##### Records for the task #####

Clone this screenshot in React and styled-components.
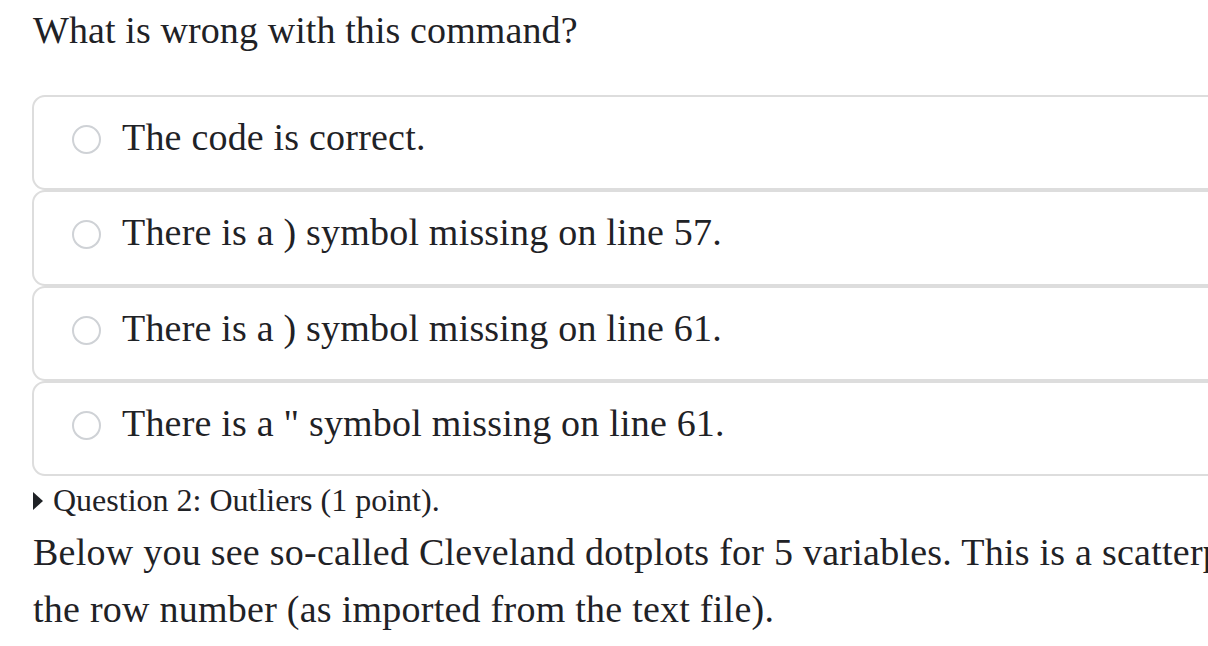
import React from "react";
import styled, { createGlobalStyle } from "styled-components";

const Global = createGlobalStyle`
  html, body { margin: 0; padding: 0; background: #fff; overflow: hidden; }
  body { font-family: "Liberation Serif", "Times New Roman", serif; color: #1f2226; }
`;

const Page = styled.div`
  width: 1400px;
  padding: 2px 0 0 33px;
  box-sizing: border-box;
`;

const Title = styled.p`
  margin: 0 0 36px 0;
  font-size: 38px;
  line-height: 57px;
  letter-spacing: 0.1px;
`;

const Options = styled.div`
  display: flex;
  flex-direction: column;
  margin-left: -1px;
`;

const Option = styled.label`
  display: flex;
  align-items: center;
  gap: 21px;
  height: 95.33px;
  box-sizing: border-box;
  border: 2px solid #dddddd;
  border-radius: 13px;
  padding: 12px 0 22px 38px;
  font-size: 38px;
  line-height: 57px;
  letter-spacing: 0.2px;
`;

const Radio = styled.span`
  width: 29px;
  height: 29px;
  box-sizing: border-box;
  border: 2px solid #cfd2d6;
  border-radius: 50%;
  flex: none;
  margin-top: 4px;
`;

const Summary = styled.div`
  display: flex;
  align-items: center;
  gap: 10px;
  font-size: 32px;
  line-height: 48px;
`;

const Triangle = styled.span`
  width: 0;
  height: 0;
  border-top: 9px solid transparent;
  border-bottom: 9px solid transparent;
  border-left: 10px solid #1f2226;
  margin-top: 2px;
`;

const Body = styled.p`
  margin: 0;
  font-size: 38px;
  line-height: 57px;
  letter-spacing: 0.25px;
  white-space: nowrap;
`;

const options = [
  "The code is correct.",
  "There is a ) symbol missing on line 57.",
  "There is a ) symbol missing on line 61.",
  'There is a " symbol missing on line 61.',
];

export default function App() {
  return (
    <>
      <Global />
      <Page>
        <Title>What is wrong with this command?</Title>
        <Options>
          {options.map((o) => (
            <Option key={o}>
              <Radio />
              <span>{o}</span>
            </Option>
          ))}
        </Options>
        <Summary>
          <Triangle />
          <span>Question 2: Outliers (1 point).</span>
        </Summary>
        <Body>
          Below you see so-called Cleveland dotplots for 5 variables. This is a scatterp
          <br />
          the row number (as imported from the text file).
        </Body>
      </Page>
    </>
  );
}
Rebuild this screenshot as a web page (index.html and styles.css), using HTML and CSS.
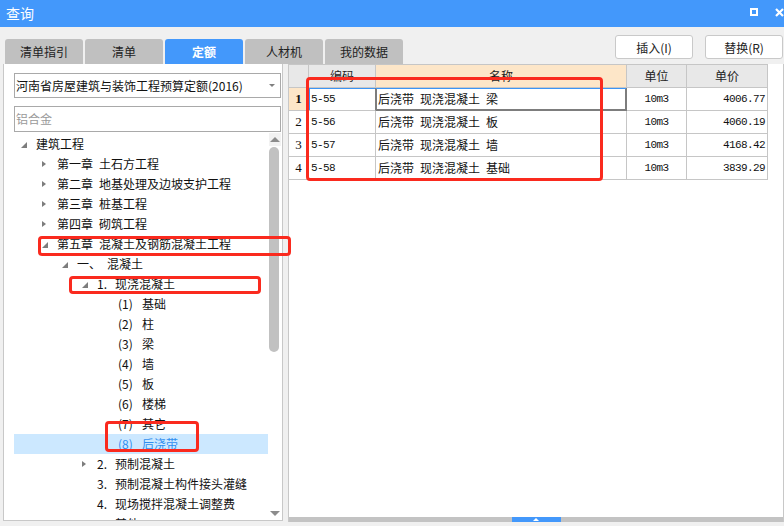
FILE: index.html
```html
<!DOCTYPE html>
<html lang="zh-CN">
<head>
<meta charset="utf-8">
<title>查询</title>
<link rel="stylesheet" href="styles.css">
</head>
<body>
<div class="titlebar">
  <span class="title">查询</span>
  <svg class="winctl" width="34" height="27" viewBox="0 0 34 27">
    <rect x="1" y="9" width="6" height="6" fill="none" stroke="#fff" stroke-width="2"/>
    <path d="M26 9 L33 16 M33 9 L26 16" stroke="#fff" stroke-width="2.2" fill="none"/>
  </svg>
</div>

<div class="toolbar">
  <div class="tabs">
    <div class="tab">清单指引</div>
    <div class="tab">清单</div>
    <div class="tab active">定额</div>
    <div class="tab">人材机</div>
    <div class="tab">我的数据</div>
  </div>
  <div class="actions">
    <button class="btn">插入(I)</button>
    <button class="btn">替换(R)</button>
  </div>
</div>

<div class="main">
  <div class="left">
    <div class="select"><span>河南省房屋建筑与装饰工程预算定额(2016)</span><i class="caret"></i></div>
    <div class="search">铝合金</div>
    <div class="treewrap">
      <div class="tree">
        <div class="row l0"><i class="ar ex"></i><span>建筑工程</span></div>
        <div class="row l1"><i class="ar co"></i><span class="pre w3">第一章</span>土石方工程</div>
        <div class="row l1"><i class="ar co"></i><span class="pre w3">第二章</span>地基处理及边坡支护工程</div>
        <div class="row l1"><i class="ar co"></i><span class="pre w3">第三章</span>桩基工程</div>
        <div class="row l1"><i class="ar co"></i><span class="pre w3">第四章</span>砌筑工程</div>
        <div class="row l1"><i class="ar ex"></i><span class="pre w3">第五章</span>混凝土及钢筋混凝土工程</div>
        <div class="row l2"><i class="ar ex"></i><span class="pre w2">一、</span>混凝土</div>
        <div class="row l3"><i class="ar ex"></i><span class="pre wn">1.</span>现浇混凝土</div>
        <div class="row l4"><i class="ar"></i><span class="pre wp">(1)</span>基础</div>
        <div class="row l4"><i class="ar"></i><span class="pre wp">(2)</span>柱</div>
        <div class="row l4"><i class="ar"></i><span class="pre wp">(3)</span>梁</div>
        <div class="row l4"><i class="ar"></i><span class="pre wp">(4)</span>墙</div>
        <div class="row l4"><i class="ar"></i><span class="pre wp">(5)</span>板</div>
        <div class="row l4"><i class="ar"></i><span class="pre wp">(6)</span>楼梯</div>
        <div class="row l4"><i class="ar"></i><span class="pre wp">(7)</span>其它</div>
        <div class="row l4 sel"><i class="ar"></i><span class="pre wp">(8)</span>后浇带</div>
        <div class="row l3"><i class="ar co"></i><span class="pre wn">2.</span>预制混凝土</div>
        <div class="row l3"><i class="ar"></i><span class="pre wn">3.</span>预制混凝土构件接头灌缝</div>
        <div class="row l3"><i class="ar"></i><span class="pre wn">4.</span>现场搅拌混凝土调整费</div>
        <div class="row l3"><i class="ar"></i><span class="pre wn">5.</span>其他</div>
      </div>
      <div class="vscroll">
        <div class="sbtn"><i class="up"></i></div>
        <div class="thumb"></div>
        <div class="sbtn bottom"><i class="down"></i></div>
      </div>
    </div>
  </div>

  <div class="splitter"></div>

  <div class="right">
    <div class="grid">
      <div class="c h rn"></div>
      <div class="c h">编码</div>
      <div class="c h cur">名称</div>
      <div class="c h">单位</div>
      <div class="c h">单价</div>

      <div class="c rn cur b">1</div>
      <div class="c code first">5-55</div>
      <div class="c name focus">后浇带&ensp;现浇混凝土&ensp;梁</div>
      <div class="c unit">10m3</div>
      <div class="c price">4006.77</div>

      <div class="c rn">2</div>
      <div class="c code">5-56</div>
      <div class="c name">后浇带&ensp;现浇混凝土&ensp;板</div>
      <div class="c unit">10m3</div>
      <div class="c price">4060.19</div>

      <div class="c rn">3</div>
      <div class="c code">5-57</div>
      <div class="c name">后浇带&ensp;现浇混凝土&ensp;墙</div>
      <div class="c unit">10m3</div>
      <div class="c price">4168.42</div>

      <div class="c rn">4</div>
      <div class="c code">5-58</div>
      <div class="c name">后浇带&ensp;现浇混凝土&ensp;基础</div>
      <div class="c unit">10m3</div>
      <div class="c price">3839.29</div>
    </div>
    <div class="hstrip"><div class="handle"><i class="tri"></i></div></div>
  </div>
</div>

<div class="mark mark-table"></div>
<div class="mark mark-ch5"></div>
<div class="mark mark-xj"></div>
<div class="mark mark-hjd"></div>
</body>
</html>
```

FILE: styles.css
```css
* { box-sizing: border-box; margin: 0; padding: 0; }
html, body { width: 784px; height: 526px; overflow: hidden; }
body {
  position: relative;
  background: #f0f0f0;
  font-family: "Noto Sans CJK SC", "Noto Sans", sans-serif;
  font-size: 12px;
  color: #111;
}

/* title bar */
.titlebar {
  height: 27px;
  background: #4398fb;
  color: #fff;
  display: flex;
  align-items: center;
  padding-left: 6px;
}
.titlebar .title { font-size: 14px; line-height: 27px; flex: 1; }
.winctl { display: block; }

/* toolbar with tabs + buttons */
.toolbar {
  height: 37px;
  display: flex;
  padding-left: 5px;
}
.tabs { display: flex; align-self: flex-end; gap: 2px; }
.tab {
  width: 78px;
  height: 25px;
  background: #c0c0c0;
  border-radius: 3px 3px 0 0;
  display: flex;
  align-items: center;
  justify-content: center;
  color: #222;
  font-size: 12px;
}
.tab.active { background: #4398fb; color: #fff; font-weight: bold; }
.actions { margin-left: auto; margin-top: 8px; display: flex; gap: 12px; padding-right: 1px; }
.btn {
  width: 78px;
  height: 24px;
  background: #fff;
  border: 1px solid #c9c9c9;
  border-radius: 3px;
  font-family: inherit;
  font-size: 12px;
  color: #222;
}

/* main area */
.main { display: flex; align-items: flex-start; height: 458px; }

.left {
  width: 280px;
  height: 457px;
  margin-left: 3px;
  background: #fff;
  border-left: 1px solid #c8c8c8;
  border-right: 1px solid #c8c8c8;
  border-bottom: 1px solid #c8c8c8;
  padding: 9px 0 0 10px;
  display: flex;
  flex-direction: column;
  overflow: hidden;
}
.select {
  width: 267px;
  height: 25px;
  border: 1px solid #a9a9a9;
  display: flex;
  align-items: center;
  justify-content: space-between;
  padding: 0 5px 0 1px;
  white-space: nowrap;
}
.caret {
  width: 0; height: 0;
  border-left: 3px solid transparent;
  border-right: 3px solid transparent;
  border-top: 3px solid #808080;
}
.search {
  width: 267px;
  height: 26px;
  margin-top: 8px;
  border: 1px solid #a9a9a9;
  color: #9a9a9a;
  line-height: 24px;
  padding-left: 1px;
}

.treewrap { flex: 1; display: flex; margin-top: 1px; min-height: 0; }
.tree { width: 254px; padding-top: 1px; overflow: hidden; }
.row {
  height: 20px;
  display: flex;
  align-items: center;
  white-space: nowrap;
  line-height: 20px;
}
.l0 { padding-left: 7px; }
.l1 { padding-left: 28px; }
.l2 { padding-left: 48px; }
.l3 { padding-left: 68px; }
.l4 { padding-left: 89px; }
.row.sel { background: #cce8ff; color: #2f8ef0; }
.ar { width: 15px; height: 20px; flex: none; position: relative; }
.ar.ex::after {
  content: "";
  position: absolute;
  left: 0; top: 8px;
  border-bottom: 6px solid #7d7d7d;
  border-left: 6px solid transparent;
}
.ar.co::after {
  content: "";
  position: absolute;
  left: 0; top: 7px;
  border-left: 4px solid #7d7d7d;
  border-top: 3px solid transparent;
  border-bottom: 3px solid transparent;
}
.pre { display: inline-block; }
.w3 { width: 42px; }
.w2 { width: 30px; }
.wn { width: 18px; }
.wp { width: 24px; }

.vscroll { width: 13px; display: flex; flex-direction: column; padding-left: 1px; }
.sbtn { height: 13px; display: flex; align-items: center; justify-content: center; background: #f2f2f2; }
.sbtn.bottom { margin-top: auto; background: #fff; }
.up { border-left: 5px solid transparent; border-right: 5px solid transparent; border-bottom: 5px solid #8c8c8c; }
.down { border-left: 5px solid transparent; border-right: 5px solid transparent; border-top: 5px solid #8c8c8c; }
.thumb { width: 10px; height: 205px; margin-top: 1px; background: #c1c1c1; border-radius: 5px; }

.splitter { width: 5px; height: 458px; }

.right {
  flex: 1;
  height: 458px;
  background: #fff;
  border-left: 1px solid #c8c8c8;
  border-right: 1px solid #c8c8c8;
  display: flex;
  flex-direction: column;
}
.grid {
  display: grid;
  grid-template-columns: 20px 67px 251px 60px 81px;
  grid-auto-rows: 23px;
  grid-template-rows: 24px;
  width: 479px;
}
.c {
  border-right: 1px solid #c6c6c6;
  border-bottom: 1px solid #c6c6c6;
  line-height: 22px;
  white-space: nowrap;
  overflow: hidden;
}
.c.h {
  border-top: 1px solid #c6c6c6;
  background: #e8e8e8;
  text-align: center;
  color: #222;
}
.c.h.cur, .c.rn.cur { background: #fde6c8; }
.c.rn { text-align: center; font-family: "Liberation Serif", "DejaVu Serif", serif; font-size: 13px; }
.c.rn.b { font-weight: bold; }
.code, .unit, .price {
  font-family: "Liberation Mono", "DejaVu Sans Mono", monospace;
  font-size: 11px;
  letter-spacing: -0.6px;
}
.code { padding-left: 2px; }
.name { padding-left: 2px; }
.unit { text-align: center; }
.price { text-align: right; padding-right: 2px; }
.code.first { border-right-color: #7d7d7d; box-shadow: inset 1px 1px 0 #3c95f5; }
.name.focus {
  border-right-color: #7d7d7d;
  border-bottom-color: #7d7d7d;
  box-shadow: inset 0 1px 0 #3c95f5, inset 1px 0 0 #7d7d7d, inset -1px 0 0 #7d7d7d, inset 0 -1px 0 #7d7d7d;
}

.hstrip {
  margin-top: auto;
  height: 5px;
  background: #c3c3c3;
  display: flex;
  justify-content: center;
}
.handle {
  width: 49px;
  height: 5px;
  background: #4398fb;
  display: flex;
  align-items: center;
  justify-content: center;
}
.tri { border-left: 3px solid transparent; border-right: 3px solid transparent; border-bottom: 3px solid #fff; }

/* red annotation boxes drawn over the screenshot */
.mark { position: absolute; border: 3px solid #fa2a1e; border-radius: 4px; pointer-events: none; }
.mark-table { left: 306px; top: 77px; width: 297px; height: 104px; }
.mark-ch5 { left: 38px; top: 236px; width: 253px; height: 20px; }
.mark-xj { left: 69px; top: 276px; width: 192px; height: 18px; }
.mark-hjd { left: 105px; top: 421px; width: 94px; height: 31px; }
```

#####

**Work required:**
How many lines in the listing above contain the string "index"? Answer with the number only.

**Response to this exercise:**
2